I was really trying to avoid a train depot update, but I’m afraid it’s unavoidable.

I was really trying to avoid a train depot update, but I’m afraid it’s unavoidable.

This issue is a steam train gaining speed, and I’m a deer with its hoof caught in the track.

What I really wanted for Christmas this week was a story about a Blue Springs woman who claimed to have seen a UFO in the Blue Springs skies on, I believe, July 3. Nothing really unique about that, I know, but what is unique is that another individual, a man, saw the same thing in the sky on the same day.

In North Canton, Ohio.

About 10 miles from where I was born and raised.

Dang, it would have been a good one – or, at the very least, I would have made it good – if for no other reason than it being a very strange geographic coincidence.

So I’m left with the Blue Springs train depot. Actually, that’s a bit insensitive; it is a good story, a good issue, because it’s pulling together what has to be one of the largest groups of concerned citizens in the city since I started this gig a while back.

So the update is this: Last week Mary Potter, president of the local historical society, and Michele Cole, a society member, met a Kansas City Southern employee. Cole filmed the exterior of the building, and when the KCS employee moved up one of the windows, they were able to peek inside.

What they saw was encouraging.

“There were no Chicago & Alton items left inside the depot,” Potter wrote me earlier this week. “Only remnants of it being used as a storage building.”

I saw some of the images, and they were surprising. It’s amazing to think that this building stood year after year, quiet and dark inside while the business of living went on outside.

The walls were in excellent condition. Potter’s claim that there was only one small area with graffiti turned out to be true. The original paint remained (a shade of green), and the ceiling, a cluster of exposed rafters, looked great.

The ticket window, I felt, was especially cool judging by the still images. It had that distinct early 20th century carpentry look to it – you know, the jutting ledge, the curved edges. Real attention to detail; not the rush-job hogwash architecture you get nowadays.
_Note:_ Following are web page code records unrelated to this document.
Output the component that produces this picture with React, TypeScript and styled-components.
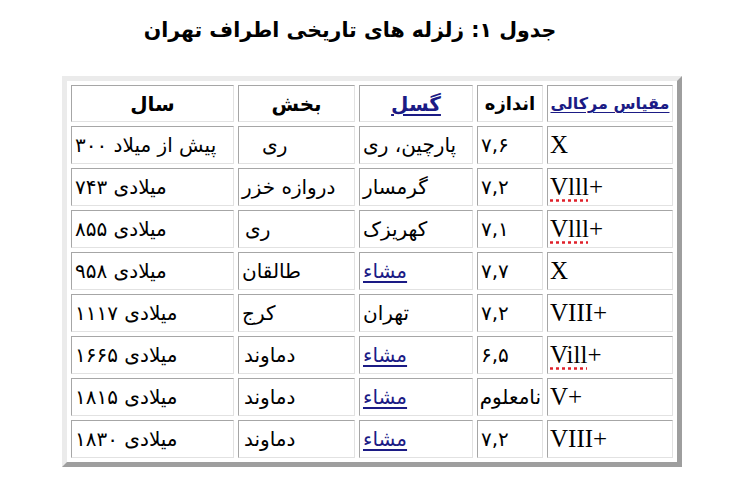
import React from "react";
import styled, { createGlobalStyle } from "styled-components";

const Global = createGlobalStyle`
  html, body { margin: 0; padding: 0; background: #ffffff; }
  body { font-family: "Liberation Serif", "DejaVu Sans", serif; color: #000; }
`;

const Page = styled.div`
  width: 749px;
  height: 490px;
  padding: 14px 0 0 62px;
  box-sizing: border-box;
`;

const Title = styled.h1`
  margin: 0;
  width: 576px;
  height: 62px;
  text-align: center;
  direction: rtl;
  font-family: "DejaVu Sans", sans-serif;
  font-weight: bold;
  font-size: 20.5px;
  line-height: 32px;
`;

const Table = styled.table`
  box-sizing: border-box;
  width: 620px;
  border-collapse: separate;
  border-spacing: 4px;
  border: 5px solid;
  border-color: #ebebeb #9e9e9e #9e9e9e #ebebeb;
  table-layout: fixed;
`;

const Cell = styled.td<{ $w?: number; $indent?: number; $head?: boolean; $size?: number }>`
  box-sizing: border-box;
  width: ${(p) => (p.$w ? `${p.$w}px` : "auto")};
  height: ${(p) => (p.$head ? "37px" : "38px")};
  padding: 0 1px 0 ${(p) => 1 + (p.$indent || 0)}px;
  border: 1px solid;
  border-color: #a6a6a6 #e2e2e2 #e2e2e2 #a6a6a6;
  direction: rtl;
  text-align: ${(p) => (p.$head ? "center" : "left")};
  vertical-align: middle;
  font-size: ${(p) => p.$size || (p.$head ? 16 : 20)}px;
  font-weight: ${(p) => (p.$head ? "bold" : "normal")};
  font-family: "DejaVu Sans", sans-serif;
  white-space: nowrap;
  overflow: ${(p) => (p.$head ? "visible" : "hidden")};
`;

const LatinCell = styled(Cell)`
  direction: ltr;
  font-family: "Liberation Serif", serif;
  font-size: 25px;
`;

const Link = styled.span`
  color: #1b1b85;
  text-decoration: underline;
  text-underline-offset: 3px;
`;

const Spell = styled.span`
  text-decoration: underline dotted #e0202a;
  text-underline-offset: 4px;
`;

const widths = [163, 117, 114, 66, 126];

type Row = {
  year: string;
  region: string;
  regionIndent?: number;
  fault: string;
  faultLink?: boolean;
  mag: string;
  merc: React.ReactNode;
};

const rows: Row[] = [
  { year: "پیش از میلاد ۳۰۰", region: "ری", regionIndent: 22, fault: "پارچین، ری", mag: "۷,۶", merc: "X" },
  { year: "میلادی ۷۴۳", region: "دروازه خزر", fault: "گرمسار", mag: "۷,۲", merc: (<><Spell>Vlll</Spell>+</>) },
  { year: "میلادی ۸۵۵", region: "ری", regionIndent: 5, fault: "کهریزک", mag: "۷,۱", merc: (<><Spell>Vlll</Spell>+</>) },
  { year: "میلادی ۹۵۸", region: "طالقان", fault: "مشاء", faultLink: true, mag: "۷,۷", merc: "X" },
  { year: "میلادی ۱۱۱۷", region: "کرج", fault: "تهران", mag: "۷,۲", merc: "VIII+" },
  { year: "میلادی ۱۶۶۵", region: "دماوند", regionIndent: 4, fault: "مشاء", faultLink: true, mag: "۶,۵", merc: (<><Spell>Vill</Spell>+</>) },
  { year: "میلادی ۱۸۱۵", region: "دماوند", regionIndent: 4, fault: "مشاء", faultLink: true, mag: "نامعلوم", merc: "V+" },
  { year: "میلادی ۱۸۳۰", region: "دماوند", regionIndent: 4, fault: "مشاء", faultLink: true, mag: "۷,۲", merc: "VIII+" },
];

export default function App() {
  return (
    <>
      <Global />
      <Page>
        <Title>جدول ۱: زلزله های تاریخی اطراف تهران</Title>
        <Table>
          <tbody>
            <tr>
              <Cell $head $size={20} $w={widths[0]}>سال</Cell>
              <Cell $head $size={20} $w={widths[1]}>بخش</Cell>
              <Cell $head $size={20} $w={widths[2]}><Link>گسل</Link></Cell>
              <Cell $head $size={18} $w={widths[3]}>اندازه</Cell>
              <Cell $head $size={16} $w={widths[4]}><Link>مقیاس مرکالی</Link></Cell>
            </tr>
            {rows.map((r, i) => (
              <tr key={i}>
                <Cell $indent={2}>{r.year}</Cell>
                <Cell $indent={r.regionIndent || 2}>{r.region}</Cell>
                <Cell $indent={2}>
                  {r.faultLink ? <Link>{r.fault}</Link> : r.fault}
                </Cell>
                <Cell $indent={2}>{r.mag}</Cell>
                <LatinCell $indent={1}>{r.merc}</LatinCell>
              </tr>
            ))}
          </tbody>
        </Table>
      </Page>
    </>
  );
}
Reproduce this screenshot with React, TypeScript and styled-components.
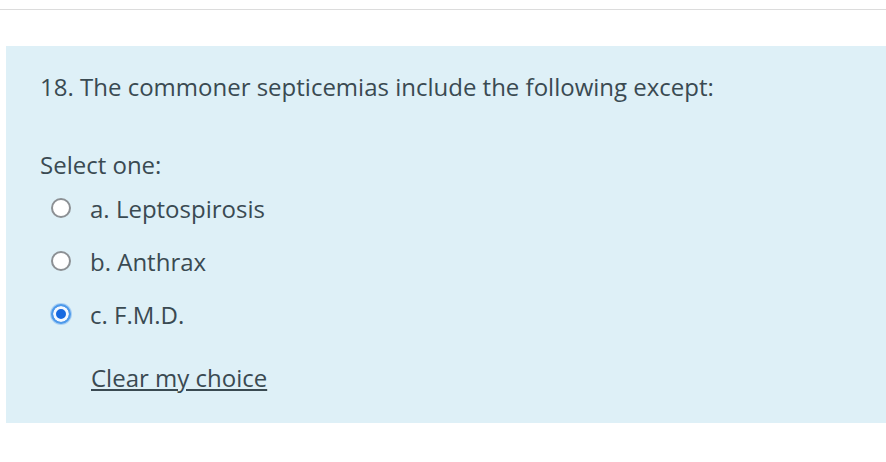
import styled, { createGlobalStyle } from 'styled-components';

const GlobalStyle = createGlobalStyle`
    html, body {
        margin: 0;
        padding: 0;
        background: #fff;
    }
    body {
        font-family: 'Open Sans', 'Noto Sans', sans-serif;
        color: #3a4a52;
    }
`;

const Page = styled.div`
    width: 886px;
    height: 462px;
    overflow: hidden;
    padding-top: 9px;
    box-sizing: border-box;
`;

const TopRule = styled.div`
    height: 1px;
    background: #dcdcdc;
    margin-bottom: 36px;
`;

const Formulation = styled.div`
    margin-left: 6px;
    background: #def0f7;
    height: 377px;
    box-sizing: border-box;
    padding: 26px 0 0 34px;
    font-size: 24px;
    line-height: 30px;
`;

const QuestionText = styled.p`
    margin: 0 0 48px;
`;

const Prompt = styled.div`
    margin-bottom: 14px;
`;

const Options = styled.div`
    display: flex;
    flex-direction: column;
    gap: 23px;
`;

const OptionRow = styled.label`
    display: flex;
    align-items: center;
    gap: 19px;
    padding-left: 11px;
`;

const Radio = styled.span<{ $checked?: boolean }>`
    width: 20px;
    height: 20px;
    margin-top: -3px;
    border-radius: 50%;
    box-sizing: border-box;
    border: 2px solid ${(p) => (p.$checked ? '#4d9aea' : '#8c9094')};
    background: ${(p) => (p.$checked ? '#1769e0' : '#fff')};
    box-shadow: ${(p) => (p.$checked ? 'inset 0 0 0 3px #f4f9ff, 0 0 0 1px #a9d0f5' : 'none')};
    flex-shrink: 0;
`;

const ClearLink = styled.a`
    display: inline-block;
    margin: 33px 0 0 51px;
    color: #3a4a52;
    text-decoration: underline;
`;

const options = [
    { id: 'a', label: 'a. Leptospirosis', checked: false },
    { id: 'b', label: 'b. Anthrax', checked: false },
    { id: 'c', label: 'c. F.M.D.', checked: true },
];

export default function App() {
    return (
        <>
            <GlobalStyle />
            <Page>
                <TopRule />
                <Formulation>
                    <QuestionText>18. The commoner septicemias include the following except:</QuestionText>
                    <Prompt>Select one:</Prompt>
                    <Options>
                        {options.map((o) => (
                            <OptionRow key={o.id}>
                                <Radio $checked={o.checked} />
                                {o.label}
                            </OptionRow>
                        ))}
                    </Options>
                    <ClearLink href="#">Clear my choice</ClearLink>
                </Formulation>
            </Page>
        </>
    );
}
This is all very good because if the group hopes to raise the estimated $50,000 to move the building, they need to know what it is they’re working with.

Here are some other updates:

Both Mike Birkenmaier and Ken Billups Jr. have both volunteered to do the architectural design for the concrete site plan once everyone figures out where the building is going.

I only know Billups; he’s a member of the Blue Springs Planning Commission, another volunteer position.

Cole has put together a 20-minute video about what Potter calls their “adventure in and around the depot.” You can view it on www.bluespringshistory.org.

Cole is also talking with the Blue Springs School District about two different fundraisers involving high school students.

Scott Fullerton, a local CPA, is volunteering his accounting company and services to be the treasurer for the Save Our Depot group. Donations are tax deductible.
  And of course don’t forget T-shirts. It seems Susan Culpepper, chair of the city’s Planning Commission, is getting cost estimates for “I helped Save Our Depot” T-shirts and sweatshirts, as well as railroad engineer caps and train whistles.

Today, if you’re interested, S.O.D. members will meet at 7 p.m. at the Blue Springs Historical Society’s Dillingham-Lewis Museum, 101 S.W. 15th St. Call Potter at 816-797-4870 for more information about the meeting and the depot effort.

And if you can, please ask Potter for me if she knows Sharon Brown of Blue Springs. She’s the one who saw the UFO in July.

She’s the one who will hopefully give me a Christmas – and you, readers, some entertainment – next Thursday.